WORK INSTRUCTIONS -> Using the material that follows, identify and copy each line with the string "code".

---*---

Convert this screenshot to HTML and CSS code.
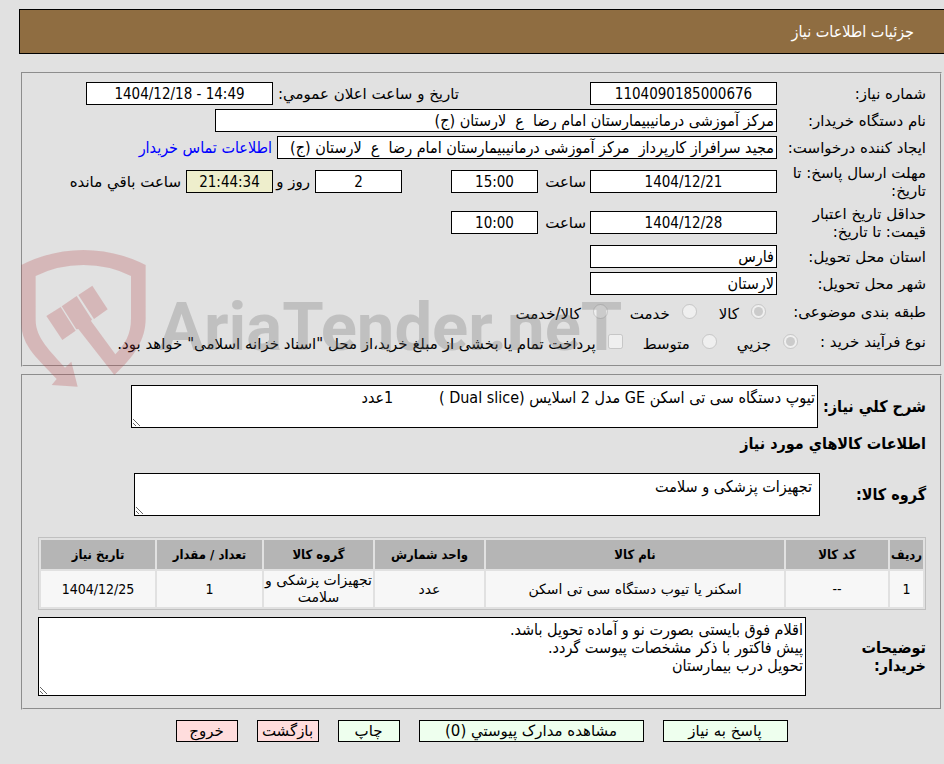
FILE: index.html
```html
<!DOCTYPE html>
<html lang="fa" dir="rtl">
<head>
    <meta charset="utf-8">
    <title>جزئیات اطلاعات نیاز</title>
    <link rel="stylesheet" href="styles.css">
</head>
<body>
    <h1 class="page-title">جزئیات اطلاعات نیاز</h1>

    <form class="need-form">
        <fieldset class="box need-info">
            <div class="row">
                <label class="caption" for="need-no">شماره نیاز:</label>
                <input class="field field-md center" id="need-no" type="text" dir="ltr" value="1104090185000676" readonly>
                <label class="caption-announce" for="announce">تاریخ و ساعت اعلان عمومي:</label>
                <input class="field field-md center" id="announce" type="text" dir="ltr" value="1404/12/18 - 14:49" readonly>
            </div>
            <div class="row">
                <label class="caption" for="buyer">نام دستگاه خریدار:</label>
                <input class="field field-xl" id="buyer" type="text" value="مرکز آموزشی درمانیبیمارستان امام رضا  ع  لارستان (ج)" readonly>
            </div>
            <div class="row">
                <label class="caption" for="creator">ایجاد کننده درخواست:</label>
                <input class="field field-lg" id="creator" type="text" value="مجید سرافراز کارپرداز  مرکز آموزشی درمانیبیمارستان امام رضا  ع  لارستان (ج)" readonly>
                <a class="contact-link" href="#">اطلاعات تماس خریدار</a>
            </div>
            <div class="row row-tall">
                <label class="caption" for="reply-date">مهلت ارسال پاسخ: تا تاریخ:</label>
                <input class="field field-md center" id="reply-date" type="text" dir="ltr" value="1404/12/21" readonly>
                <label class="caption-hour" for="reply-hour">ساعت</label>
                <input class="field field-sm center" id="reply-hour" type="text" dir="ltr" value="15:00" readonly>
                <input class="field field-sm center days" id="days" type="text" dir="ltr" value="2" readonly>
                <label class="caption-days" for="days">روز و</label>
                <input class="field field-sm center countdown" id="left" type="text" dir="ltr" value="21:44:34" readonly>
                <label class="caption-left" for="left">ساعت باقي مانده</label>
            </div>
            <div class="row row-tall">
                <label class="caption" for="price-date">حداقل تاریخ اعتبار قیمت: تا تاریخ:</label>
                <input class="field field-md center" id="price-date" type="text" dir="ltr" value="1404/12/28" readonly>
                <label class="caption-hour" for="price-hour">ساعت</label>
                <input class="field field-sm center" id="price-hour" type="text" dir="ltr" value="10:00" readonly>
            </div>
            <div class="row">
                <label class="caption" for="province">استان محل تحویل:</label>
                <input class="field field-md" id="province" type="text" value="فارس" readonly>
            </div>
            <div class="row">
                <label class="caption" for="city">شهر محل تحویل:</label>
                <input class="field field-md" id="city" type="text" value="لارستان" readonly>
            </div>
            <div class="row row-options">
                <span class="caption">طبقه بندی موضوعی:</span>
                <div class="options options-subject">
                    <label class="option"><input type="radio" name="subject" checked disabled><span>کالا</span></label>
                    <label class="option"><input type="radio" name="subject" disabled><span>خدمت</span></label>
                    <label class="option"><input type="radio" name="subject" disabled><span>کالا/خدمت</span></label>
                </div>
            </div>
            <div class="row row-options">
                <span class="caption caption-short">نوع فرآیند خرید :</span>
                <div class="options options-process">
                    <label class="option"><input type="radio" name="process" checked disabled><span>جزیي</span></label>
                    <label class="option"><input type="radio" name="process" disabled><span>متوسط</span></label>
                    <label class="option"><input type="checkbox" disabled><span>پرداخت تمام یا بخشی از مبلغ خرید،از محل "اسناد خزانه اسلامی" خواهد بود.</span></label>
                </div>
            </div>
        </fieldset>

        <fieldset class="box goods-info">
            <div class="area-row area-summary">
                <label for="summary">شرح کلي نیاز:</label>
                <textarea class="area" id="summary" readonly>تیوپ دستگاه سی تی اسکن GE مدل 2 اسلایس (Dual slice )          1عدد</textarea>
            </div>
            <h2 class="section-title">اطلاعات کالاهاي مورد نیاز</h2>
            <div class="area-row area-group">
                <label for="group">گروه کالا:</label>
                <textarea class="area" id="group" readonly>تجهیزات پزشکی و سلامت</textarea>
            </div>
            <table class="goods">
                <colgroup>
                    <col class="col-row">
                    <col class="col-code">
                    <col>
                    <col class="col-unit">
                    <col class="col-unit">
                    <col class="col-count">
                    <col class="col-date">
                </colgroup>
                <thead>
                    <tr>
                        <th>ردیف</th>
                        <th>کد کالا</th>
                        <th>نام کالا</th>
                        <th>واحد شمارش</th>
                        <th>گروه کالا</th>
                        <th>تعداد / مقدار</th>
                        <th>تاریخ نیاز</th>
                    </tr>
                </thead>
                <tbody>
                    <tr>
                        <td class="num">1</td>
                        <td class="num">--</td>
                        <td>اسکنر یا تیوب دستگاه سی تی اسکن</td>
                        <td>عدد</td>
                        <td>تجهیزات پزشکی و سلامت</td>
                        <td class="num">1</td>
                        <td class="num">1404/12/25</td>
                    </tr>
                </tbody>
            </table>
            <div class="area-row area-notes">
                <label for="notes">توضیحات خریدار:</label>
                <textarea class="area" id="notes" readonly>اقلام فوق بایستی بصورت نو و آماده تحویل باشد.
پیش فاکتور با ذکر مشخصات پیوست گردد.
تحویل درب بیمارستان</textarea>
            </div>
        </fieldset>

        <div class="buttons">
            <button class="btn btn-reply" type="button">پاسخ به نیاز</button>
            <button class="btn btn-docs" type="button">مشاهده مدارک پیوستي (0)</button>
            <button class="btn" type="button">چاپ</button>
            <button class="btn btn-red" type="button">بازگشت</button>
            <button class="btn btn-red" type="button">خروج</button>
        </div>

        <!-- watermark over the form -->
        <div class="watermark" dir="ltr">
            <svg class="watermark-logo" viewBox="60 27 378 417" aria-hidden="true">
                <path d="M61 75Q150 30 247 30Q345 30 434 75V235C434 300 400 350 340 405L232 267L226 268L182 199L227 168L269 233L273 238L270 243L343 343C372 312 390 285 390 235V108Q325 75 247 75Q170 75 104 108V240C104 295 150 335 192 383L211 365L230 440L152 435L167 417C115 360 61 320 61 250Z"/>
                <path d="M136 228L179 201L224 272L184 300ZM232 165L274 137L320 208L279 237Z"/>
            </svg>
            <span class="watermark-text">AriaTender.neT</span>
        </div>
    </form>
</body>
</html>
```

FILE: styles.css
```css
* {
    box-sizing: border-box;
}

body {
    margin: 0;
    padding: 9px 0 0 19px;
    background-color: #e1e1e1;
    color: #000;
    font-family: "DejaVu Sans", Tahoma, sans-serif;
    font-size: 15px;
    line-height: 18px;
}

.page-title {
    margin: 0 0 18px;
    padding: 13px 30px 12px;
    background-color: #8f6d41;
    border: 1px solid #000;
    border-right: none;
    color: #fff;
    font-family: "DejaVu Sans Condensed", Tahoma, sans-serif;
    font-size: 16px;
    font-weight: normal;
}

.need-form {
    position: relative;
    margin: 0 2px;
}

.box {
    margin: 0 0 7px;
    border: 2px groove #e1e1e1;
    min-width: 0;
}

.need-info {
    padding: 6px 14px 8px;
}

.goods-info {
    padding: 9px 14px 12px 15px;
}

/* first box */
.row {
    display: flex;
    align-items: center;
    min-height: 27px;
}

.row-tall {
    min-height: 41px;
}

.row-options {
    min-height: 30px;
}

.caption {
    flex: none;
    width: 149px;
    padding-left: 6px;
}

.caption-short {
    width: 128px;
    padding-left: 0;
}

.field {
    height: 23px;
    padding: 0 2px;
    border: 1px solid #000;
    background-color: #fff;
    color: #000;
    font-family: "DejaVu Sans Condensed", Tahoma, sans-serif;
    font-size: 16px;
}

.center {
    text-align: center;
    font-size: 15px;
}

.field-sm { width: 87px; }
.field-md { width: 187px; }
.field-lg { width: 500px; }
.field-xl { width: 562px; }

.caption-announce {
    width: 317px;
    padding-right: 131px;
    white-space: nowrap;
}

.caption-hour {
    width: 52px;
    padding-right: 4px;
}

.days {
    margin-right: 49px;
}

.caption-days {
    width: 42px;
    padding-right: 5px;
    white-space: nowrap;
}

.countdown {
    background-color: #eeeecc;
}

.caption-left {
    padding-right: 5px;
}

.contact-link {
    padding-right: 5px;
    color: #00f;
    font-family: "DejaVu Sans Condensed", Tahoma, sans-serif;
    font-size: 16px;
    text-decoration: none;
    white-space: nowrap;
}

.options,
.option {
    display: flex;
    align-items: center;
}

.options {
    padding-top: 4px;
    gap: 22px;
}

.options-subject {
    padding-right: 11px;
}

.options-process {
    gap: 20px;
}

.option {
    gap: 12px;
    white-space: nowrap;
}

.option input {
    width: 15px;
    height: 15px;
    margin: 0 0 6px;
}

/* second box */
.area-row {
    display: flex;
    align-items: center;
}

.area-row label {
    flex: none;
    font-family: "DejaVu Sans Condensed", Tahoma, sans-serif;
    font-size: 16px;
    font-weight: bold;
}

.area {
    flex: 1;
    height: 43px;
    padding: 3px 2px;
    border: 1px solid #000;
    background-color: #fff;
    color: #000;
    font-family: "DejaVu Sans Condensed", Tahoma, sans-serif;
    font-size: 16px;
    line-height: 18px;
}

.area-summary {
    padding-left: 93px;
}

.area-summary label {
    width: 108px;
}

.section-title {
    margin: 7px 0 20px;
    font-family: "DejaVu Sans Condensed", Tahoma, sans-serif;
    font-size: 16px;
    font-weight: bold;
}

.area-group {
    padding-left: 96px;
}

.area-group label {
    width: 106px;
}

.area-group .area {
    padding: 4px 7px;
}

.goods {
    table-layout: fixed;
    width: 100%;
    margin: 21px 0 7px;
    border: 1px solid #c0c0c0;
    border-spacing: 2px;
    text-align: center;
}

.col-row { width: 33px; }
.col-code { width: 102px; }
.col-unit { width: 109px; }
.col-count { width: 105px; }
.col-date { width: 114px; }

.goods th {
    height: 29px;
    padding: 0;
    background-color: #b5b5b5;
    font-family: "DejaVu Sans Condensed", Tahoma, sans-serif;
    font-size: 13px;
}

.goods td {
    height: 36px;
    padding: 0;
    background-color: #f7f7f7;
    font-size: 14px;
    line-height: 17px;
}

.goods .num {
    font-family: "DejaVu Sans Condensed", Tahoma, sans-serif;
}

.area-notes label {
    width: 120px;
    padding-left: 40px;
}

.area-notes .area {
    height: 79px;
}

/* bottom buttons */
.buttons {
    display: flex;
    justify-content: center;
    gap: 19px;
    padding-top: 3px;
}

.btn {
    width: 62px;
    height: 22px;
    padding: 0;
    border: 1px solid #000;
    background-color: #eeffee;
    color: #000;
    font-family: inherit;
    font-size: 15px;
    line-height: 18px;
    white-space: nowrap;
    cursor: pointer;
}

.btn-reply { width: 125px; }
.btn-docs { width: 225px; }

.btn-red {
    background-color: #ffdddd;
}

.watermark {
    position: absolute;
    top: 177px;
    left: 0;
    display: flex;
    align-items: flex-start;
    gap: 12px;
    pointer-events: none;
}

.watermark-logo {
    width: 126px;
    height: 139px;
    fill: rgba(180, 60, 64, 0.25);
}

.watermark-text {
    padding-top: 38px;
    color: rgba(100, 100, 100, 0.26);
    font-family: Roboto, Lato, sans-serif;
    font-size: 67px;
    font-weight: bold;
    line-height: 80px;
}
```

---*---

WRITTEN REPLY ->
Convert this screenshot to HTML and CSS code.
                    <col class="col-code">
.col-code { width: 102px; }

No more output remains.